Полет парой покорил своей необычностью. Было просто невероятно на высоте нескольких километров видеть рядом с собой, на удалении каких-то пятнадцати-двадцати метров, самолет, а нем – повернутую в твою сторону счастливую физиономию однокашника.
Туманы слепцовского безделья
Кроме полетов в Слепцовской ничего интересного не происходило. В выходные дни мы были предоставлены сами себе, никто из отцов-командиров за нами толком не приглядывал, справедливо полагая: «А куда вы на хрен денетесь с подводной лодки?»
Иногда в выходные дни приходил пьяный командир полка полковник Иевлев. Здоровенный, как медведь, он обычно приглашал курсантов в «квадрат» и рассказывал одну и ту же историю из своей молодости. Закончил он училище после Великой Отечественной войны. Попал в полк, где каждый пятый летчик был Героем. В то время возрождались традиции старой российской армии. Быть офицером считалось очень престижно. Молодые генералы, сделавшие карьеру не в столичных кабинетах, а на полях сражений, вносили в офицерскую среду дух чести и благородства, личного достоинства, уважения к товарищам. Стали появляться забытые в советское время офицерские балы. Иевлев был статным и красивым молодым человеком. Ладно сидевшая на нем лейтенантская форма помогала разбивать женские сердца. Как-то на одном из офицерских балов он начал усердно ухаживать за молодой красивой женщиной. Стараясь показать себя с самой выгодной стороны, он взахлеб рассказывал о своей профессии и былых подвигах языком видавшего виды военного летчика. И вот в разгар веселья в перерыве между танцами к ним подходит начальник гарнизона, моложавый генерал-лейтенант авиации, дважды Герой Советского Союза. Объект его внимания представляет ему генерала со словами:
– Знакомьтесь, лейтенант, мой муж!
И тут наш славный командир понял, что милая изящная дама – жена их командира корпуса, летчица знаменитого полка «ночных ведьм», Герой Советского Союза, о которой в гарнизоне ходили легенды. «Боевой» летчик готов был если не пустить пулю в лоб, то провалиться на месте.

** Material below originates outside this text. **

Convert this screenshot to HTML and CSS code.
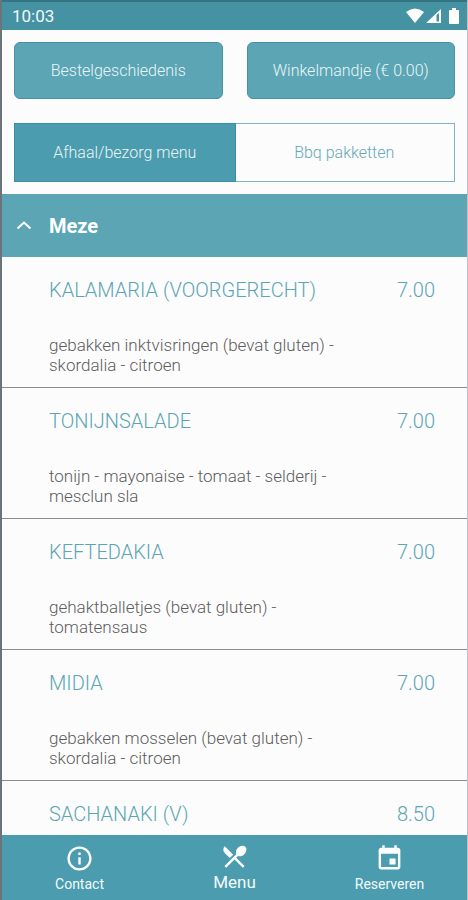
FILE: index.html
```html
<!DOCTYPE html>
<html lang="nl">
<head>
<meta charset="utf-8">
<meta name="viewport" content="width=device-width, initial-scale=1">
<title>Menu</title>
<link rel="stylesheet" href="styles.css">
</head>
<body>
<div class="app">
  <header class="status">
    <span>10:03</span>
    <div class="status-icons">
      <svg width="18" height="16" viewBox="0 0 18 16"><path d="M0 4Q9-3 18 4L9 15Z"/></svg>
      <svg width="15" height="16" viewBox="0 0 15 16"><path fill-rule="evenodd" d="M15 1V15H0ZM10.500 7V13.500H13V5Z"/></svg>
      <svg class="battery" width="10" height="16" viewBox="0 0 10 16"><path d="M3 0H7V2H9Q10 2 10 3V15Q10 16 9 16H1Q0 16 0 15V3Q0 2 1 2H3Z"/></svg>
    </div>
  </header>
  <div class="actions">
    <button class="action" type="button">Bestelgeschiedenis</button>
    <button class="action" type="button">Winkelmandje (€ 0.00)</button>
  </div>
  <div class="tabs">
    <button class="tab tab-active" type="button">Afhaal/bezorg menu</button>
    <button class="tab" type="button">Bbq pakketten</button>
  </div>
  <main class="menu">
    <button class="category" type="button" aria-expanded="true">
      <svg width="16" height="10" viewBox="0 0 16 10"><path d="M1.500 7.500L8 1.500L14.500 7.500"/></svg>
      <span>Meze</span>
    </button>
    <article class="dish">
      <div class="dish-head"><h2>KALAMARIA (VOORGERECHT)</h2><span>7.00</span></div>
      <p>gebakken inktvisringen (bevat gluten) - skordalia - citroen</p>
    </article>
    <article class="dish">
      <div class="dish-head"><h2>TONIJNSALADE</h2><span>7.00</span></div>
      <p>tonijn - mayonaise - tomaat - selderij - mesclun sla</p>
    </article>
    <article class="dish">
      <div class="dish-head"><h2>KEFTEDAKIA</h2><span>7.00</span></div>
      <p>gehaktballetjes (bevat gluten) - tomatensaus</p>
    </article>
    <article class="dish">
      <div class="dish-head"><h2>MIDIA</h2><span>7.00</span></div>
      <p>gebakken mosselen (bevat gluten) - skordalia - citroen</p>
    </article>
    <article class="dish">
      <div class="dish-head"><h2>SACHANAKI (V)</h2><span>8.50</span></div>
    </article>
  </main>
  <nav class="nav">
    <a class="nav-link" href="#contact">
      <svg width="29" height="29" viewBox="0 0 24 24"><path d="M11 7h2v2h-2zm0 4h2v6h-2zm1-9C6.480 2 2 6.480 2 12s4.480 10 10 10 10-4.480 10-10S17.520 2 12 2zm0 18c-4.410 0-8-3.590-8-8s3.590-8 8-8 8 3.590 8 8-3.590 8-8 8z"/></svg>
      <span>Contact</span>
    </a>
    <a class="nav-link nav-current" href="#menu">
      <svg width="29" height="29" viewBox="0 0 24 24"><path d="M8.100 13.340l2.830-2.830L3.910 3.500c-1.560 1.560-1.560 4.090 0 5.660l4.190 4.180zm6.780-1.810c1.530.71 3.680.21 5.270-1.380 1.910-1.910 2.280-4.650.81-6.120-1.460-1.460-4.200-1.100-6.120.81-1.590 1.590-2.090 3.740-1.380 5.270L3.700 19.870l1.410 1.410L12 14.410l6.880 6.880 1.410-1.410L13.410 13l1.470-1.470z"/></svg>
      <span>Menu</span>
    </a>
    <a class="nav-link" href="#reserveren">
      <svg width="29" height="29" viewBox="0 0 24 24"><path d="M17 12h-5v5h5v-5zM16 1v2H8V1H6v2H5c-1.110 0-1.990.9-1.990 2L3 19c0 1.100.89 2 2 2h14c1.100 0 2-.9 2-2V5c0-1.100-.9-2-2-2h-1V1h-2zm3 18H5V8h14v11z"/></svg>
      <span>Reserveren</span>
    </a>
  </nav>
</div>
</body>
</html>
```
FILE: styles.css
```css
* { box-sizing: border-box; }

body {
  margin: 0;
  font-family: Roboto, sans-serif;
  font-weight: 300;
  color: #5c5c5c;
  background: #fcfcfc;
}

button {
  font: inherit;
  color: inherit;
  cursor: pointer;
}

.app {
  display: flex;
  flex-direction: column;
  height: 100vh;
  border-left: 2px solid #6b7478;
  border-right: 1px solid #b9c2c4;
}

.status {
  display: flex;
  flex: none;
  align-items: center;
  justify-content: space-between;
  height: 30px;
  padding: 0 8px 0 10px;
  border-top: 2px solid #347482;
  background: #4592a3;
  color: #f2fafb;
  font-size: 17px;
  font-weight: 400;
}

.status-icons {
  display: flex;
  gap: 2px;
  fill: #fff;
}

.battery { margin-left: 6px; }

.actions {
  display: grid;
  grid-template-columns: 1fr 1fr;
  gap: 24px;
  padding: 12px 12px 0;
}

.action {
  height: 57px;
  border: 1px solid #4593a4;
  border-radius: 6px;
  background: #5ba5b5;
  color: #eaf6f8;
  font-size: 16px;
}

.tabs {
  display: grid;
  grid-template-columns: 1fr 1fr;
  margin: 24px 12px 12px;
  border: 1px solid #7fb4c0;
}

.tab {
  height: 57px;
  border: 0;
  background: none;
  color: #65aab8;
  font-size: 16px;
}

.tab-active {
  outline: 1px solid #3a8fa2;
  background: #4a9cae;
  color: #eaf6f8;
}

.menu {
  flex: 1;
  min-height: 0;
  overflow-y: auto;
  scrollbar-width: none;
}

.category {
  display: flex;
  align-items: center;
  gap: 17px;
  width: 100%;
  height: 63px;
  padding: 0 14px;
  border: 0;
  background: #5ba5b5;
  color: #fff;
  font-size: 20px;
  font-weight: 700;
}

.category svg {
  fill: none;
  stroke: #fff;
  stroke-width: 2;
}

.dish {
  padding: 21px 32px 12px 47px;
  border-bottom: 1px solid #8c8c8c;
}

.dish-head {
  display: flex;
  justify-content: space-between;
  color: #5ba5b5;
  font-size: 20px;
  line-height: 24px;
}

.dish h2 {
  margin: 0;
  font: inherit;
}

.dish p {
  max-width: 300px;
  margin: 33px 0 0;
  font-size: 17px;
  line-height: 20px;
}

.nav {
  display: grid;
  flex: none;
  grid-template-columns: 1fr 1fr 1fr;
  height: 65px;
  background: #4a9cae;
}

.nav-link {
  display: flex;
  flex-direction: column;
  align-items: center;
  padding-top: 9px;
  color: #f4fbfc;
  fill: #fff;
  font-size: 14px;
  font-weight: 400;
  line-height: 22px;
  text-decoration: none;
}

.nav-current {
  padding-top: 7px;
  font-size: 17px;
}
```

Еще любил он играться наганом, крутя его барабан и попеременно целясь в каждого из нас. Не знаю, были ли там патроны, но ощущение при виде направленного в твою сторону пусть и устаревшего, но боевого оружия было не из приятных.
Иногда он хватал нас, обнимая и лобзая в пьяном приливе любви. Думаю, он относился к нам как к своим детям, понимая при этом, что не все из нас доживут до старости.
Особенно одолевала нас скукота во время вынужденного безделья.
Осенью начались туманы, которые стояли иногда несколько дней подряд. Мы днями и ночами дрыхли в своей опостылевшей казарме. Инструктора в такие дни даже не выходили на службу. Две непрерывно звучащие магнитофонные записи Владимира Высоцкого хоть как-то скрашивали наш быт. Хриплый голос народного любимца напоминал нам о горах, которые мы видели только сверху, о летчиках, какими мы мечтали стать.
В ноябре вместе с туманами пришли морозы. Все удобства были на улице, метрах в ста от казармы. Мы обленились до такой степени, что облегчались «по маленькому» прямо у входной двери. В результате образовалась довольно приличная ледовая горка ярко-желтого цвета. И вот внезапно нас посетил майор Осин, ставший к тому времени командиром эскадрильи. Он быстренько нас вывел из спячки и перевел на казарменное положение наших инструкторов. Вымещая на нас зло, инструктора, как будто соревнуясь между собой, изощренно придумывали нам бестолковые и нудные занятия. После того как ледовая горка была успешно изничтожена ломами, мы принялись за ремонт нашей казармы. Свободные от ремонта курсанты копали траншеи, другие их закапывали. Затем нас стали ежедневно водить на аэродром собирать с рулежных дорожек и ВПП камни.